Outra formação russa dentro da Wehrmacht, o Corpo de Proteção da Rússia foi usado na Iugoslávia para lutar contra guerrilheiros locais entre 1942 e 1944, mas Hitler não confiava nos russos o suficiente para deixá-los lutar contra a própria URSS.

Fim inglório

Tudo mudou em setembro de 1944, quando o Exército Vermelho começou a se aproximar da Alemanha. Os nazistas estavam desesperados e dispostos a fazer de tudo para preservar seu império.
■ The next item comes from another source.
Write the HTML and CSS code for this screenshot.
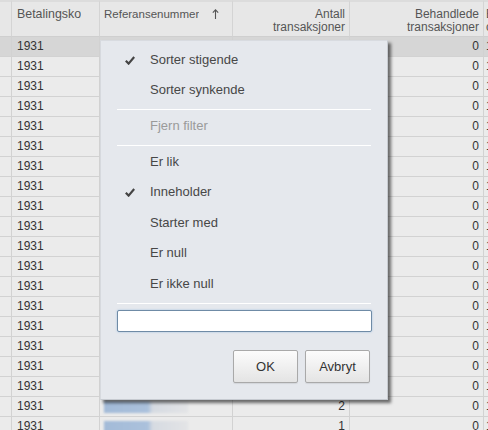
FILE: index.html
```html
<!DOCTYPE html>
<html>
<head>
<meta charset="utf-8">
<link rel="stylesheet" href="styles.css">
</head>
<body>
<div class="wrap">
<div class="grid">
  <div class="row head">
    <div class="h"></div>
    <div class="h left bet"><span class="ht">Betalingskode</span></div>
    <div class="h left ref"><span class="ht small">Referansenummer</span><svg class="arrow" width="7" height="10" viewBox="0 0 7 10"><path d="M3.5 1V10M0.8 3.6L3.5 0.8L6.2 3.6" fill="none" stroke="#555" stroke-width="1.1"/></svg></div>
    <div class="h right">Antall<br>transaksjoner</div>
    <div class="h right">Behandlede<br>transaksjoner</div>
    <div class="h last">Behandlede<br>oppgjør</div>
  </div>
  <div class="row sel"><div class="c"></div><div class="c">1931</div><div class="c"></div><div class="c num">1</div><div class="c num">0</div><div class="c last">1</div></div>
  <div class="row"><div class="c"></div><div class="c">1931</div><div class="c"></div><div class="c num">1</div><div class="c num">0</div><div class="c last">1</div></div>
  <div class="row"><div class="c"></div><div class="c">1931</div><div class="c"></div><div class="c num">1</div><div class="c num">0</div><div class="c last">1</div></div>
  <div class="row"><div class="c"></div><div class="c">1931</div><div class="c"></div><div class="c num">1</div><div class="c num">0</div><div class="c last">1</div></div>
  <div class="row"><div class="c"></div><div class="c">1931</div><div class="c"></div><div class="c num">1</div><div class="c num">0</div><div class="c last">1</div></div>
  <div class="row"><div class="c"></div><div class="c">1931</div><div class="c"></div><div class="c num">1</div><div class="c num">0</div><div class="c last">1</div></div>
  <div class="row"><div class="c"></div><div class="c">1931</div><div class="c"></div><div class="c num">1</div><div class="c num">0</div><div class="c last">1</div></div>
  <div class="row"><div class="c"></div><div class="c">1931</div><div class="c"></div><div class="c num">1</div><div class="c num">0</div><div class="c last">1</div></div>
  <div class="row"><div class="c"></div><div class="c">1931</div><div class="c"></div><div class="c num">1</div><div class="c num">0</div><div class="c last">1</div></div>
  <div class="row"><div class="c"></div><div class="c">1931</div><div class="c"></div><div class="c num">1</div><div class="c num">0</div><div class="c last">1</div></div>
  <div class="row"><div class="c"></div><div class="c">1931</div><div class="c"></div><div class="c num">1</div><div class="c num">0</div><div class="c last">1</div></div>
  <div class="row"><div class="c"></div><div class="c">1931</div><div class="c"></div><div class="c num">1</div><div class="c num">0</div><div class="c last">1</div></div>
  <div class="row"><div class="c"></div><div class="c">1931</div><div class="c"></div><div class="c num">1</div><div class="c num">0</div><div class="c last">1</div></div>
  <div class="row"><div class="c"></div><div class="c">1931</div><div class="c"></div><div class="c num">1</div><div class="c num">0</div><div class="c last">1</div></div>
  <div class="row"><div class="c"></div><div class="c">1931</div><div class="c"></div><div class="c num">1</div><div class="c num">0</div><div class="c last">1</div></div>
  <div class="row"><div class="c"></div><div class="c">1931</div><div class="c"></div><div class="c num">1</div><div class="c num">0</div><div class="c last">1</div></div>
  <div class="row"><div class="c"></div><div class="c">1931</div><div class="c"></div><div class="c num">1</div><div class="c num">0</div><div class="c last">1</div></div>
  <div class="row"><div class="c"></div><div class="c">1931</div><div class="c"></div><div class="c num">1</div><div class="c num">0</div><div class="c last">1</div></div>
  <div class="row"><div class="c"></div><div class="c">1931</div><div class="c"><span class="blur"></span></div><div class="c num">2</div><div class="c num">0</div><div class="c last">1</div></div>
  <div class="row"><div class="c"></div><div class="c">1931</div><div class="c"><span class="blur"></span></div><div class="c num">1</div><div class="c num">0</div><div class="c last">1</div></div>
</div>

<div class="popup">
  <div class="item"><span class="chk"><svg width="10" height="9" viewBox="0 0 10 9"><path d="M0.8 4.8L3.6 7.6L9.2 1" fill="none" stroke="#444" stroke-width="2.2"/></svg></span>Sorter stigende</div>
  <div class="item"><span class="chk"></span>Sorter synkende</div>
  <div class="sep"></div>
  <div class="item disabled"><span class="chk"></span>Fjern filter</div>
  <div class="sep"></div>
  <div class="item"><span class="chk"></span>Er lik</div>
  <div class="item"><span class="chk"><svg width="10" height="9" viewBox="0 0 10 9"><path d="M0.8 4.8L3.6 7.6L9.2 1" fill="none" stroke="#444" stroke-width="2.2"/></svg></span>Inneholder</div>
  <div class="item tall"><span class="chk"></span>Starter med</div>
  <div class="item"><span class="chk"></span>Er null</div>
  <div class="item tall"><span class="chk"></span>Er ikke null</div>
  <div class="sep last"></div>
  <input class="field" type="text">
  <div class="buttons">
    <button class="btn">OK</button>
    <button class="btn">Avbryt</button>
  </div>
</div>
</div>
</body>
</html>
```

FILE: styles.css
```css
html, body {
  margin: 0;
  padding: 0;
  background: #ebebeb;
  overflow: hidden;
}
body {
  font-family: "Liberation Sans", Arial, sans-serif;
  width: 488px;
  height: 430px;
}
.wrap {
  position: relative;
  width: 488px;
  height: 430px;
  overflow: hidden;
}
.grid {
  width: 564px;
  font-size: 12px;
  color: #333;
}
.row {
  display: grid;
  grid-template-columns: 12px 88px 133px 117px 134px 80px;
}
.h {
  height: 37px;
  box-sizing: border-box;
  padding: 6px 4px 0 5px;
  color: #555;
  background: #e7e7e7;
  border-right: 1px solid #d4d4d4;
  border-bottom: 1px solid #cfcfcf;
  border-top: 2px solid #dcdcdc;
  white-space: nowrap;
  overflow: hidden;
  line-height: 13px;
  display: flex;
  align-items: flex-start;
}
.h.left { padding-right: 16px; }
.h.bet { padding-right: 18px; }
.h.ref { padding-left: 4px; }
.h.right { text-align: right; justify-content: flex-end; }
.h.last { padding-left: 2px; }
.ht {
  overflow: hidden;
  white-space: nowrap;
  flex: none;
  max-width: 100%;
  font-size: 12.4px;
}
.ht.small { font-size: 11.5px; }
.arrow { flex: none; margin: 1px 0 0 13px; }
.c {
  height: 20px;
  box-sizing: border-box;
  padding: 0 4px 0 5px;
  border-right: 1px solid #d2d2d2;
  border-bottom: 1px solid #d2d2d2;
  background: #ebebeb;
  white-space: nowrap;
  overflow: hidden;
  line-height: 19px;
}
.c.num { text-align: right; }
.c.last { padding-left: 2px; }
.row.sel .c { background: #d6d6d6; }
.blur {
  display: inline-block;
  width: 84px;
  height: 12px;
  vertical-align: middle;
  margin-left: -1px;
  background: linear-gradient(90deg, #a3bbd8 0%, #abc1dc 52%, #d6dbe2 58%, #e3e4e6 100%);
  filter: blur(1.2px);
}

.popup {
  position: absolute;
  left: 100px;
  top: 40px;
  width: 288px;
  height: 360px;
  box-sizing: border-box;
  padding: 4px 16px 0 16px;
  background: #e5e8ed;
  border: 1px solid #c6cad0;
  border-top: 1px solid #d8dbe0;
  border-left: 1px solid #d6d9de;
  box-shadow: 3px 3px 3px rgba(0, 0, 0, 0.55);
  font-size: 13px;
  color: #474747;
}
.item {
  height: 30px;
  line-height: 30px;
  display: flex;
  align-items: center;
  white-space: nowrap;
}
.item.tall { height: 31px; }
.chk {
  width: 33px;
  flex: none;
  display: flex;
  align-items: center;
  padding-left: 8px;
  box-sizing: border-box;
}
.item.disabled { color: #9a9a9a; }
.sep {
  height: 1px;
  background: #ffffff;
  margin: 4px 0 1px 0;
}
.sep.last { margin-top: 4px; }
.field {
  display: block;
  box-sizing: border-box;
  width: 255px;
  height: 22px;
  margin: 6px 0 0 0;
  padding: 0;
  background: #ffffff;
  border: 1px solid #6f8ba6;
  border-radius: 2px;
  box-shadow: 0 0 2px rgba(120, 170, 220, 0.7);
  outline: none;
}
.buttons {
  display: flex;
  justify-content: flex-end;
  gap: 7px;
  margin-top: 18px;
  padding-right: 1px;
}
.btn {
  width: 65px;
  height: 33px;
  box-sizing: border-box;
  font-family: "Liberation Sans", Arial, sans-serif;
  font-size: 13px;
  color: #333;
  background: linear-gradient(#fcfcfc, #e4e4e4);
  border: 1px solid #a9a9a9;
  border-radius: 2px;
  box-shadow: 0 1px 1px rgba(0,0,0,0.08);
  padding: 0;
}
```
O próprio Heinrich Himmler encontrou-se com Andrêi Vlássov e aprovou a criação do Comitê para Libertação dos Povos da Rússia e de suas Forças Militares com mais de 50 mil soldados, sob o comando de Vlássov. 

Vlássov lutou contra o Exército Vermelho apenas por três meses, entre fevereiro e abril de 1945. Após a sua derrota, Vlássov e todos os seus comandantes foram capturados, rapidamente julgados, executados e esquecidos.

"Na minha opinião, não pode haver desculpas para quem ajudou os nazistas, independentemente de seus motivos", diz Oleg Budnítski. "É claro que o regime bolchevique era terrível e desumano, mas o nazismo era um mal absoluto", completa.